Confira a entrevista na integra que foi publicada na Revista Pitoco, de Cascavel, produzida pelos jornalistas Jairo Eduardo e Heinz Schmidt, neste mês de agosto.
Se olhar atentamente para a fisionomia de Valter Pitol , você vai pensar: só falta a batina. Ele é o típico descendente de italianos radicados no interior do Rio Grande do Sul, cuja família católica sonhava vê-lo trilhando o caminho do sacerdócio.
E quase foi assim. O jovem Pitol frequentou o seminário durante cinco anos. "A igreja perdeu um cardeal, mas o cooperativismo ganhou um dirigente", brincou o jornalista Heinz Schmidt, co-autor da entrevista abaixo, ambientada na sala do presidente, situada no segundo andar da sede administrativa da Copacol, em Cafelândia.
A conversa, que seria de 20 minutos - dada a apertada agenda presidencial daquela manhã de julho - acabou consumindo uma hora, para desespero de Célia, veterana secretária instalada na antessala da diretoria há quase três décadas.

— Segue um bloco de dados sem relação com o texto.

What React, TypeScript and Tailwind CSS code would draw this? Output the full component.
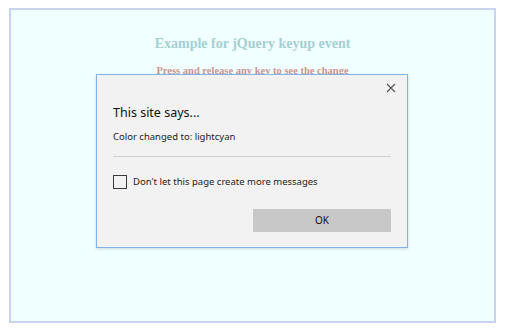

Célia é testemunha ocular da paciência de Pitol. Ele foi vice de dois presidentes por quase duas décadas. Aguardou sua vez no banco com a paciência e resiliência do jovem engenheiro agrônomo que conheceu Cafelândia no início dos anos 1970.
Ele veio do Rio Grande do Sul para uma missão na Acarpa (hoje Emater). Ambicionava seguir carreira na empresa, mas havia uma cooperativa no caminho.
Convidado para fazer parte do quadro técnico da Copacol, ele aceitou o desafio.
Em Cafelândia, seu primeiro endereço residencial foi um modesto dormitório que funcionava junto ao terminal rodoviário. Da janela do velho prédio de madeira vislumbrava não mais que meia dúzia de casas.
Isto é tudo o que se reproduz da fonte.